**Set task**
Leave out the pictures and restate the rest of the data exactly.

**Recorded data**
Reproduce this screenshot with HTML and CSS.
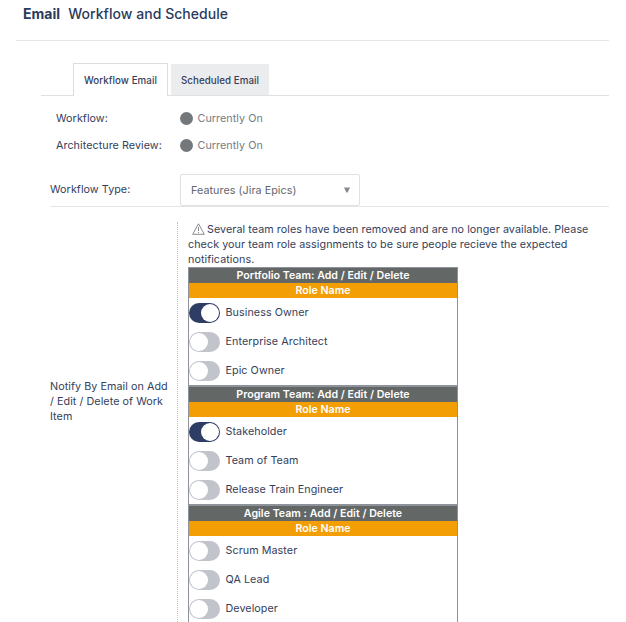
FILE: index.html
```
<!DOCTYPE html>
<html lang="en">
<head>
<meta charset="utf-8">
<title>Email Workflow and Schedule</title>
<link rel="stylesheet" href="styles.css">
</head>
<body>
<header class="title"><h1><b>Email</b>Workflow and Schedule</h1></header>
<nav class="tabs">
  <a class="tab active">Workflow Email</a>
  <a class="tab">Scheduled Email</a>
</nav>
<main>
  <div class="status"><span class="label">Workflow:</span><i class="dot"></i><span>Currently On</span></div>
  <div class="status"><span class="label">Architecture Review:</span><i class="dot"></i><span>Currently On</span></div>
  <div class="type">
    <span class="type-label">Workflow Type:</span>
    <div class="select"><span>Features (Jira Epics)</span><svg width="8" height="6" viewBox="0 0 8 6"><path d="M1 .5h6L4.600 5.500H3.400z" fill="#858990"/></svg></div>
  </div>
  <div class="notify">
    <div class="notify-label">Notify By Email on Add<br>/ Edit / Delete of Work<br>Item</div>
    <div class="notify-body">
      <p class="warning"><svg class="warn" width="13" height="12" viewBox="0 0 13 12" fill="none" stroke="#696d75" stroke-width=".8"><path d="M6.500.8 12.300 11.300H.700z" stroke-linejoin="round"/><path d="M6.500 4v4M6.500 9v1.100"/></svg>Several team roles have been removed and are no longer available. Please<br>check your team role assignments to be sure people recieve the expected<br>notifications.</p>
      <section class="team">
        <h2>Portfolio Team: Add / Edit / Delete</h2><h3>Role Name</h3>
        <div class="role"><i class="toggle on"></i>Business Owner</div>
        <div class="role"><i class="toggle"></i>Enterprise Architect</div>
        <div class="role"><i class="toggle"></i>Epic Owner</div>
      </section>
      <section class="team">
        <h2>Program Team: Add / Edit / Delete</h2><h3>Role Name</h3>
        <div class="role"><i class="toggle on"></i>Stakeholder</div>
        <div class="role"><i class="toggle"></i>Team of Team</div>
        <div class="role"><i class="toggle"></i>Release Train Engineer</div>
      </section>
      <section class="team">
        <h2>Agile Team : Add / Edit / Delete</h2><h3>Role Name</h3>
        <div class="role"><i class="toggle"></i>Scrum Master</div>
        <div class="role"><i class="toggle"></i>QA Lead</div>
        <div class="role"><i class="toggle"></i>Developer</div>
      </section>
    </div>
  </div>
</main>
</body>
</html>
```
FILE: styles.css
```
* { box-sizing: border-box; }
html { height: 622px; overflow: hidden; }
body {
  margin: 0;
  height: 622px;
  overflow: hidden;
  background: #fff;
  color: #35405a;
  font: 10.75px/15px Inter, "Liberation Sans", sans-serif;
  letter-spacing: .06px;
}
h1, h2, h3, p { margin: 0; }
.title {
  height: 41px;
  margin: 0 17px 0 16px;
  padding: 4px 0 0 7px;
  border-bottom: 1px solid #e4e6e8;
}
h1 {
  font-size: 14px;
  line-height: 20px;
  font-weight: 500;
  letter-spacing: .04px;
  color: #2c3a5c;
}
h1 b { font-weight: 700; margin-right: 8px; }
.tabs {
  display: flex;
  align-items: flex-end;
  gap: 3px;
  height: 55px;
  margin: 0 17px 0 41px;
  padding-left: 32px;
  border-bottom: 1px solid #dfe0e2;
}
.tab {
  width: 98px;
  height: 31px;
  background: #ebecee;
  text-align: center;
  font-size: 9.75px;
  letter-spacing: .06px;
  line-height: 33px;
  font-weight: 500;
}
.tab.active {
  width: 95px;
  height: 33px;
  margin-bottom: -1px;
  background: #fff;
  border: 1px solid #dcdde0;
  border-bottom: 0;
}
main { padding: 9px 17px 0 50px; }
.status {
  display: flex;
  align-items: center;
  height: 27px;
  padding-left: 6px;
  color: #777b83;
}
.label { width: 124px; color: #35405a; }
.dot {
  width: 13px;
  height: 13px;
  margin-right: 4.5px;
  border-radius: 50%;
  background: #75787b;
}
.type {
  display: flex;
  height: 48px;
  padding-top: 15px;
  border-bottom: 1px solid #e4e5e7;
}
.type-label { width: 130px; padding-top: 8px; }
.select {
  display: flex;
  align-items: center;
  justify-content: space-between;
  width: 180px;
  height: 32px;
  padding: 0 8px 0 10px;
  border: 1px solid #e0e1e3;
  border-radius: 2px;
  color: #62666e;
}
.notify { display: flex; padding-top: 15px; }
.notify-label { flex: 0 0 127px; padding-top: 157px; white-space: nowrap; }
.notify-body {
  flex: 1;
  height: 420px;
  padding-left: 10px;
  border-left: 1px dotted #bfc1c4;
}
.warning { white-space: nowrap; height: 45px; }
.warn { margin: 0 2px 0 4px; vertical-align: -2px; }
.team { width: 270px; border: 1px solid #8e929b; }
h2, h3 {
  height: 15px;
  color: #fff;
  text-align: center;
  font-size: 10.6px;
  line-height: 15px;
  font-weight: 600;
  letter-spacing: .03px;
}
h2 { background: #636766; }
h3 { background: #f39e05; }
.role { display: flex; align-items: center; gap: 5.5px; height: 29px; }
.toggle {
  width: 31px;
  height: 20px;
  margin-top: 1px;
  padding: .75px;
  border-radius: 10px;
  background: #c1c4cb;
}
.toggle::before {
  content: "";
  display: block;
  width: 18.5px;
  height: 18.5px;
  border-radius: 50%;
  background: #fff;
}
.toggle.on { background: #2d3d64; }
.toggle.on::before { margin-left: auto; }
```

**Complete output**
Reproduce this screenshot with HTML and CSS.
FILE: index.html
```
<!DOCTYPE html>
<html lang="en">
<head>
<meta charset="utf-8">
<title>Email Workflow and Schedule</title>
<link rel="stylesheet" href="styles.css">
</head>
<body>
<header class="title"><h1><b>Email</b>Workflow and Schedule</h1></header>
<nav class="tabs">
  <a class="tab active">Workflow Email</a>
  <a class="tab">Scheduled Email</a>
</nav>
<main>
  <div class="status"><span class="label">Workflow:</span><i class="dot"></i><span>Currently On</span></div>
  <div class="status"><span class="label">Architecture Review:</span><i class="dot"></i><span>Currently On</span></div>
  <div class="type">
    <span class="type-label">Workflow Type:</span>
    <div class="select"><span>Features (Jira Epics)</span><svg width="8" height="6" viewBox="0 0 8 6"><path d="M1 .5h6L4.600 5.500H3.400z" fill="#858990"/></svg></div>
  </div>
  <div class="notify">
    <div class="notify-label">Notify By Email on Add<br>/ Edit / Delete of Work<br>Item</div>
    <div class="notify-body">
      <p class="warning"><svg class="warn" width="13" height="12" viewBox="0 0 13 12" fill="none" stroke="#696d75" stroke-width=".8"><path d="M6.500.8 12.300 11.300H.700z" stroke-linejoin="round"/><path d="M6.500 4v4M6.500 9v1.100"/></svg>Several team roles have been removed and are no longer available. Please<br>check your team role assignments to be sure people recieve the expected<br>notifications.</p>
      <section class="team">
        <h2>Portfolio Team: Add / Edit / Delete</h2><h3>Role Name</h3>
        <div class="role"><i class="toggle on"></i>Business Owner</div>
        <div class="role"><i class="toggle"></i>Enterprise Architect</div>
        <div class="role"><i class="toggle"></i>Epic Owner</div>
      </section>
      <section class="team">
        <h2>Program Team: Add / Edit / Delete</h2><h3>Role Name</h3>
        <div class="role"><i class="toggle on"></i>Stakeholder</div>
        <div class="role"><i class="toggle"></i>Team of Team</div>
        <div class="role"><i class="toggle"></i>Release Train Engineer</div>
      </section>
      <section class="team">
        <h2>Agile Team : Add / Edit / Delete</h2><h3>Role Name</h3>
        <div class="role"><i class="toggle"></i>Scrum Master</div>
        <div class="role"><i class="toggle"></i>QA Lead</div>
        <div class="role"><i class="toggle"></i>Developer</div>
      </section>
    </div>
  </div>
</main>
</body>
</html>
```
FILE: styles.css
```
* { box-sizing: border-box; }
html { height: 622px; overflow: hidden; }
body {
  margin: 0;
  height: 622px;
  overflow: hidden;
  background: #fff;
  color: #35405a;
  font: 10.75px/15px Inter, "Liberation Sans", sans-serif;
  letter-spacing: .06px;
}
h1, h2, h3, p { margin: 0; }
.title {
  height: 41px;
  margin: 0 17px 0 16px;
  padding: 4px 0 0 7px;
  border-bottom: 1px solid #e4e6e8;
}
h1 {
  font-size: 14px;
  line-height: 20px;
  font-weight: 500;
  letter-spacing: .04px;
  color: #2c3a5c;
}
h1 b { font-weight: 700; margin-right: 8px; }
.tabs {
  display: flex;
  align-items: flex-end;
  gap: 3px;
  height: 55px;
  margin: 0 17px 0 41px;
  padding-left: 32px;
  border-bottom: 1px solid #dfe0e2;
}
.tab {
  width: 98px;
  height: 31px;
  background: #ebecee;
  text-align: center;
  font-size: 9.75px;
  letter-spacing: .06px;
  line-height: 33px;
  font-weight: 500;
}
.tab.active {
  width: 95px;
  height: 33px;
  margin-bottom: -1px;
  background: #fff;
  border: 1px solid #dcdde0;
  border-bottom: 0;
}
main { padding: 9px 17px 0 50px; }
.status {
  display: flex;
  align-items: center;
  height: 27px;
  padding-left: 6px;
  color: #777b83;
}
.label { width: 124px; color: #35405a; }
.dot {
  width: 13px;
  height: 13px;
  margin-right: 4.5px;
  border-radius: 50%;
  background: #75787b;
}
.type {
  display: flex;
  height: 48px;
  padding-top: 15px;
  border-bottom: 1px solid #e4e5e7;
}
.type-label { width: 130px; padding-top: 8px; }
.select {
  display: flex;
  align-items: center;
  justify-content: space-between;
  width: 180px;
  height: 32px;
  padding: 0 8px 0 10px;
  border: 1px solid #e0e1e3;
  border-radius: 2px;
  color: #62666e;
}
.notify { display: flex; padding-top: 15px; }
.notify-label { flex: 0 0 127px; padding-top: 157px; white-space: nowrap; }
.notify-body {
  flex: 1;
  height: 420px;
  padding-left: 10px;
  border-left: 1px dotted #bfc1c4;
}
.warning { white-space: nowrap; height: 45px; }
.warn { margin: 0 2px 0 4px; vertical-align: -2px; }
.team { width: 270px; border: 1px solid #8e929b; }
h2, h3 {
  height: 15px;
  color: #fff;
  text-align: center;
  font-size: 10.6px;
  line-height: 15px;
  font-weight: 600;
  letter-spacing: .03px;
}
h2 { background: #636766; }
h3 { background: #f39e05; }
.role { display: flex; align-items: center; gap: 5.5px; height: 29px; }
.toggle {
  width: 31px;
  height: 20px;
  margin-top: 1px;
  padding: .75px;
  border-radius: 10px;
  background: #c1c4cb;
}
.toggle::before {
  content: "";
  display: block;
  width: 18.5px;
  height: 18.5px;
  border-radius: 50%;
  background: #fff;
}
.toggle.on { background: #2d3d64; }
.toggle.on::before { margin-left: auto; }
```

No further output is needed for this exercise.